Set down exactly the lines of the listing below, please, beginning with the first and ending with the line that holds "</style></head><body>".

:: DATASET SECTION

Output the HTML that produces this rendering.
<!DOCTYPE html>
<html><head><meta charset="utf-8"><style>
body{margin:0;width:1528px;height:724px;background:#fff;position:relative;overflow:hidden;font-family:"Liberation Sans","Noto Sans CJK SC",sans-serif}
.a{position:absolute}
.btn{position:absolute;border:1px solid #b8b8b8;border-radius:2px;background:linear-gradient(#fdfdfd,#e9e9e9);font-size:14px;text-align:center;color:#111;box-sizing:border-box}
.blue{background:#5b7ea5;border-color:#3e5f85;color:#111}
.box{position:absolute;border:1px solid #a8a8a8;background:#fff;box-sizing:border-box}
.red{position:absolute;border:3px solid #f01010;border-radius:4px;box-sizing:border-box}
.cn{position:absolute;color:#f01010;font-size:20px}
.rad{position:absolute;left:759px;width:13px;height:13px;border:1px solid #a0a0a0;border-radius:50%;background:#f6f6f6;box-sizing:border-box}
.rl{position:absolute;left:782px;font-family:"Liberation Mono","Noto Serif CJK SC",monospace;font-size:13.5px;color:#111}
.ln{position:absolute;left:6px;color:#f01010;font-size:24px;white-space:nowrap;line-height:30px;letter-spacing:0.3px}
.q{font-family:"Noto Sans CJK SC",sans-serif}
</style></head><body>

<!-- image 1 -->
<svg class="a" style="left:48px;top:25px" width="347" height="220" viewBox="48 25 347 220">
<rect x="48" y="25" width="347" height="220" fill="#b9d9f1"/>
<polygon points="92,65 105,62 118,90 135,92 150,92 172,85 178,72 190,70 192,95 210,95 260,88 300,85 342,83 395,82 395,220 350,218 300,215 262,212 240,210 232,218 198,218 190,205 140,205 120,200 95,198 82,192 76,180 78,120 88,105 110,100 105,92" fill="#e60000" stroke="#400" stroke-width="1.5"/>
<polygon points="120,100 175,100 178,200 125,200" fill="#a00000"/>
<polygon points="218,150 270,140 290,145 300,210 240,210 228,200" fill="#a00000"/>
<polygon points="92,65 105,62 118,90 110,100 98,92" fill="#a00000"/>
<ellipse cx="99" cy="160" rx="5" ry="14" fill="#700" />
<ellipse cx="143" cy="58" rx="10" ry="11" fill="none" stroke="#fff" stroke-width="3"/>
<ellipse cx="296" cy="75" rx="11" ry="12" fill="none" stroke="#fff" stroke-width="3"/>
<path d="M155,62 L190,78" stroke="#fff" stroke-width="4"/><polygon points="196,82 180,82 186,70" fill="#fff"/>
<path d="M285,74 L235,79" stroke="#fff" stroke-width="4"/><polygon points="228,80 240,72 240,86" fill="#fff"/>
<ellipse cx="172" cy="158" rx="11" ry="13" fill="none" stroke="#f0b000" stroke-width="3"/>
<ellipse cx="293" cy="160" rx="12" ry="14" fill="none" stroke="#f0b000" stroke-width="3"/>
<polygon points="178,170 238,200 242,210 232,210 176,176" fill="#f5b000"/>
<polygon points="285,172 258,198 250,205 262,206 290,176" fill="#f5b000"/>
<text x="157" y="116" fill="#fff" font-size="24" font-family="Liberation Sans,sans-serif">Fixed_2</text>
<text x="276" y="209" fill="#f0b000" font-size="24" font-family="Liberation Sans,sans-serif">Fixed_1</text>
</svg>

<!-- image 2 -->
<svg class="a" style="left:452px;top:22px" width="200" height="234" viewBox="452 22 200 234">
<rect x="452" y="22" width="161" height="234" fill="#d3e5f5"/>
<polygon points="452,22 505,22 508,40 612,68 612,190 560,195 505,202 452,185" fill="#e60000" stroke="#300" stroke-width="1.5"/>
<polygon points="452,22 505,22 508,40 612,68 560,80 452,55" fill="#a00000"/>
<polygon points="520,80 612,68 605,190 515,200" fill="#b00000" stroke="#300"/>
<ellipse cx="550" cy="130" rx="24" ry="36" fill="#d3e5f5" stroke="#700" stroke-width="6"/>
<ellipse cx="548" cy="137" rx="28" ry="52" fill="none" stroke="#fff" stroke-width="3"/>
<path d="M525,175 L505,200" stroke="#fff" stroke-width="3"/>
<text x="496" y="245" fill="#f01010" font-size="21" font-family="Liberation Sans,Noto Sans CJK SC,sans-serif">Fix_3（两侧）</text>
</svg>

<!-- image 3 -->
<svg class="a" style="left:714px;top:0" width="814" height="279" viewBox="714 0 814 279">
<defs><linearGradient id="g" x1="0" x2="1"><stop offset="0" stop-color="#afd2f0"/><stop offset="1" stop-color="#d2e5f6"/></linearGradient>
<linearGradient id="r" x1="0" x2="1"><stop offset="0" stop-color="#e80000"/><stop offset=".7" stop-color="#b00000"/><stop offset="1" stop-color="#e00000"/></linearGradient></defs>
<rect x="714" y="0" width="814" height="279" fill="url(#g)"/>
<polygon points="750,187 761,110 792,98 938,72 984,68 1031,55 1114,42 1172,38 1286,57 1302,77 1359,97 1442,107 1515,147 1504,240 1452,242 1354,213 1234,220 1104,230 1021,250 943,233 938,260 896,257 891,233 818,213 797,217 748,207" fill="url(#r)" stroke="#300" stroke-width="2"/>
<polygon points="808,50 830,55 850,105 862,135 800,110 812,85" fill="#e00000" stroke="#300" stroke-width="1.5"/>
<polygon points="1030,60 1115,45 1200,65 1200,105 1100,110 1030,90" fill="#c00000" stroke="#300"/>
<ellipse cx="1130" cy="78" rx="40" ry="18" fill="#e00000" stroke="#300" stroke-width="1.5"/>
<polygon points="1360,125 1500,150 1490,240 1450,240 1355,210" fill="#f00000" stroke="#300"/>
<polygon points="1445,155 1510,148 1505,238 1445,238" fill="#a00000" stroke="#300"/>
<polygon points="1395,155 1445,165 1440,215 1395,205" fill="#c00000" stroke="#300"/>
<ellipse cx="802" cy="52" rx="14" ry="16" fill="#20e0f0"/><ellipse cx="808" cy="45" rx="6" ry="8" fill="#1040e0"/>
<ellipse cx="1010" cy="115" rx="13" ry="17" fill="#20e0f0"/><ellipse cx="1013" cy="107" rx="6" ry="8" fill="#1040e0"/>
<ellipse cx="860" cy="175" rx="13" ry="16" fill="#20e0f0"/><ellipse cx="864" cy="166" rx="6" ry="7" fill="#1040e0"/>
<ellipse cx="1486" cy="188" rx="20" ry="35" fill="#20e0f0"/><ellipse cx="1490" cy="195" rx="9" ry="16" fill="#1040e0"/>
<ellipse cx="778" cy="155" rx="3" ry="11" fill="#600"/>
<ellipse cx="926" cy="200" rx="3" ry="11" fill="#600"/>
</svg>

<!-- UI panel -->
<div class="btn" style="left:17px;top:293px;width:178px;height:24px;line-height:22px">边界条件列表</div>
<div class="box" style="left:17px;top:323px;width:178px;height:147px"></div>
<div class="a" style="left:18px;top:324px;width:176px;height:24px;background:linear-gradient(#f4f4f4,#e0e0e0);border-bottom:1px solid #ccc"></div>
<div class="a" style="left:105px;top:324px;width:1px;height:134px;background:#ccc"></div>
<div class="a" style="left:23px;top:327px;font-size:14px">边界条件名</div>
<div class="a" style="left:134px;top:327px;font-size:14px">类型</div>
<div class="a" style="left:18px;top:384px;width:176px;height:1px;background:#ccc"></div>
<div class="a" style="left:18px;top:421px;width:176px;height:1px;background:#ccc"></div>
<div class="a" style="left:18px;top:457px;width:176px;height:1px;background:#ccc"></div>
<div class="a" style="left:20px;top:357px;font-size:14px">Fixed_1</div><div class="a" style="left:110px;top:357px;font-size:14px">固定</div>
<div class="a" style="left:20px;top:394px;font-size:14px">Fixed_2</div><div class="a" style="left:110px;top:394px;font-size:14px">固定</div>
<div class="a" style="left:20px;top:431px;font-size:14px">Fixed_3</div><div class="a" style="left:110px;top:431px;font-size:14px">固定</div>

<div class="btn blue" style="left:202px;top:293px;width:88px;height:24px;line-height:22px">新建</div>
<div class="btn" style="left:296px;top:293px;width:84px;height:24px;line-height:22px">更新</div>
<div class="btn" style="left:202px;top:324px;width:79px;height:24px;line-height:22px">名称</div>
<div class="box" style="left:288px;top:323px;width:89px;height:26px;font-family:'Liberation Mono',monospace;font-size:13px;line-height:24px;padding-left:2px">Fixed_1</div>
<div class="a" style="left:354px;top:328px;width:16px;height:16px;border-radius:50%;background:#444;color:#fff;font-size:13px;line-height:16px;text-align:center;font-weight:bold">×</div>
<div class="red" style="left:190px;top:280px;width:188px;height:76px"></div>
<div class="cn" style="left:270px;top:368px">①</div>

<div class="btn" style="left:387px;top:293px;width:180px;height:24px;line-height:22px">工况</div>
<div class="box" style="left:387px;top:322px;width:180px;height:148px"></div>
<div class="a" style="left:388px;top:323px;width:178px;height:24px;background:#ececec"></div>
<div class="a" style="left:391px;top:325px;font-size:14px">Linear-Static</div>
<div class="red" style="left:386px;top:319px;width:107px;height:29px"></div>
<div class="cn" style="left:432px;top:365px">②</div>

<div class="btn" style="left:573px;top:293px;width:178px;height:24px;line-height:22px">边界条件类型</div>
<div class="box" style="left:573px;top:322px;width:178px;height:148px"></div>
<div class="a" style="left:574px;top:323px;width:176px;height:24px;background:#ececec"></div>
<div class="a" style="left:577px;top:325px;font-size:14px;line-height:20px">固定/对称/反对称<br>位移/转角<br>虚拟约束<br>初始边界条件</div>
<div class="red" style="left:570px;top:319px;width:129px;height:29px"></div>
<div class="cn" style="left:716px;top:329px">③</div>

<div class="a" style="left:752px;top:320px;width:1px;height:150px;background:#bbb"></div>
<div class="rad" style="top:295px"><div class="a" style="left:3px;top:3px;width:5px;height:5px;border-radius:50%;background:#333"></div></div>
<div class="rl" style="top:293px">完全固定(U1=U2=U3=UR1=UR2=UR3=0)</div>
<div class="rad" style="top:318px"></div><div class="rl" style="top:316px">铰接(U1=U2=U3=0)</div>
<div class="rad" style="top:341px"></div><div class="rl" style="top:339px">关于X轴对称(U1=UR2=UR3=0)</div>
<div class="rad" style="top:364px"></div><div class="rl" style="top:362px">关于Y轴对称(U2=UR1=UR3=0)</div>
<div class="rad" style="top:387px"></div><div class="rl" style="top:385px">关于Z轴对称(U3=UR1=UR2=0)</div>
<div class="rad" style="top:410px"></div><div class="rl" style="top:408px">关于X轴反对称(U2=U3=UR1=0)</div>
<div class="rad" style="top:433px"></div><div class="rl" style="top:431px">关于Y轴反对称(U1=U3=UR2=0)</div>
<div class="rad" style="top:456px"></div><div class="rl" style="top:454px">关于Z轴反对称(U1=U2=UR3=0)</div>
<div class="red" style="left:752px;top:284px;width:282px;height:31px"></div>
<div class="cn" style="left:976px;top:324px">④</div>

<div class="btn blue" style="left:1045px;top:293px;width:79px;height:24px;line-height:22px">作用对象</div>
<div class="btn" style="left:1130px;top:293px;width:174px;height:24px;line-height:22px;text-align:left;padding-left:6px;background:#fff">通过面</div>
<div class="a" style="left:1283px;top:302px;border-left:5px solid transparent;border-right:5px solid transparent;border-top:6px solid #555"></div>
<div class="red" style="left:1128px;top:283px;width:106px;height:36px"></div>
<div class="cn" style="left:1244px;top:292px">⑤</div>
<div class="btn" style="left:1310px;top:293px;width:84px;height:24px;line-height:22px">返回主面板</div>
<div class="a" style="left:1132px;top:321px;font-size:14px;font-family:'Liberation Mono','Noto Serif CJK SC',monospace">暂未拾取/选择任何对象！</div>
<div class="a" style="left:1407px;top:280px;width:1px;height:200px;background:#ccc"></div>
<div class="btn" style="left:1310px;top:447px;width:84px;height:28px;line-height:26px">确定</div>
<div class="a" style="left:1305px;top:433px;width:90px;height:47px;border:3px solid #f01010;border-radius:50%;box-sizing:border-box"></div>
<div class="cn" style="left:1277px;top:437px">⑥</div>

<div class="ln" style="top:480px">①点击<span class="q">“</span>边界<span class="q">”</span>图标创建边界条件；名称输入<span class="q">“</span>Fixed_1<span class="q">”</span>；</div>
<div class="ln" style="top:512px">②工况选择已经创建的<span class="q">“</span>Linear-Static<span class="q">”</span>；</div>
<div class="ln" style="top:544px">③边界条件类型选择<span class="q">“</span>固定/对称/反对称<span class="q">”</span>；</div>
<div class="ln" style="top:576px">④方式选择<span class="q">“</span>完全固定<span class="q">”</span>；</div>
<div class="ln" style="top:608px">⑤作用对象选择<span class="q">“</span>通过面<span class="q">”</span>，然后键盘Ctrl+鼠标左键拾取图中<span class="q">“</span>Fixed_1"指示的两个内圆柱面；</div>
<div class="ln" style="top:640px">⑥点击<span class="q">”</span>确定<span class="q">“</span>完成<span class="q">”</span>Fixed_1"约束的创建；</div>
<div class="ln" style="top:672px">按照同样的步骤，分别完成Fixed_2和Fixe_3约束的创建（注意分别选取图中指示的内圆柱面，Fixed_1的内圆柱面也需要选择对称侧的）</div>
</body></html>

::::

SOLUTION TO THIS EXERCISE »
Output the HTML that produces this rendering.
<!DOCTYPE html>
<html><head><meta charset="utf-8"><style>
body{margin:0;width:1528px;height:724px;background:#fff;position:relative;overflow:hidden;font-family:"Liberation Sans","Noto Sans CJK SC",sans-serif}
.a{position:absolute}
.btn{position:absolute;border:1px solid #b8b8b8;border-radius:2px;background:linear-gradient(#fdfdfd,#e9e9e9);font-size:14px;text-align:center;color:#111;box-sizing:border-box}
.blue{background:#5b7ea5;border-color:#3e5f85;color:#111}
.box{position:absolute;border:1px solid #a8a8a8;background:#fff;box-sizing:border-box}
.red{position:absolute;border:3px solid #f01010;border-radius:4px;box-sizing:border-box}
.cn{position:absolute;color:#f01010;font-size:20px}
.rad{position:absolute;left:759px;width:13px;height:13px;border:1px solid #a0a0a0;border-radius:50%;background:#f6f6f6;box-sizing:border-box}
.rl{position:absolute;left:782px;font-family:"Liberation Mono","Noto Serif CJK SC",monospace;font-size:13.5px;color:#111}
.ln{position:absolute;left:6px;color:#f01010;font-size:24px;white-space:nowrap;line-height:30px;letter-spacing:0.3px}
.q{font-family:"Noto Sans CJK SC",sans-serif}
</style></head><body>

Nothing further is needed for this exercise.